JS: You are prolific and tend to work quickly. Do you generally complete paintings in one session? And do you consider the compression of space in your paintings aesthetically related to a compression of time, in terms of working fast?
RM: There is a concept in literature: like in Charles Dickens’s David Copperfield, the character Mr. Micawber. Whenever you come across him, he is this bundle of compacted energy, compressed, about to explode.
In my paintings, I am like a rat. I will work with any space but the image just gets bigger and bigger — bulging out. It gets out of control that way. I don’t set out to do that, but it happens. Occasionally, I can fit a whole figure in a space, but usually, when I want to put the whole figure in, I am lucky if I fit the earlobe.
I generally do better when I am going fast. Most of my paintings are one-session paintings, although I have some I’ve worked on for years — the narratives. But the best things I do all at once, even big paintings.

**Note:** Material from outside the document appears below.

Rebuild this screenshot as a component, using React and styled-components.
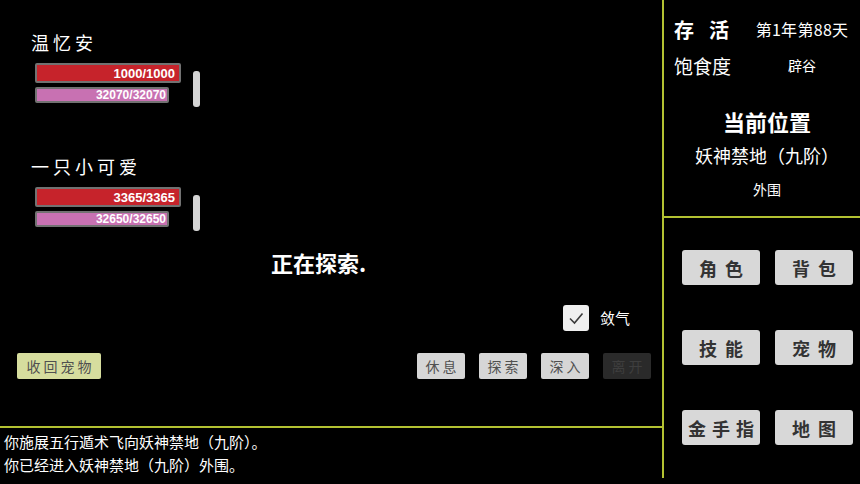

I try to do my portraits in three or four-hour periods. My landscapes I like to do all at once. I guess I am like a slugger. John Scheuler said I’m an intellectual; I ain’t no intellectual! I need to get into the fray. There’s something phony about coming back into a painting. The day is not the same; the mood is not the same; the light is not the same.
Usually if I come back into it, I repaint everything; I don’t try to improve something I’ve done. Sometimes you have to take out the best part of it, or you get stuck. Where my intentionality is focused, I might not get it. It is a matter of having a balance of looseness and intentionality. A certain amount of daring-do, but not so much that you become irresponsible.
I try to keep the primitive quality of a painting. I paint fast, because if I spend too much time on a painting, I might bring it back to a place where it becomes a palliative condiment to assuage the nerve endings of a jaded public. I would rather keep it at that point where it is a frontal assault on our central nervous system.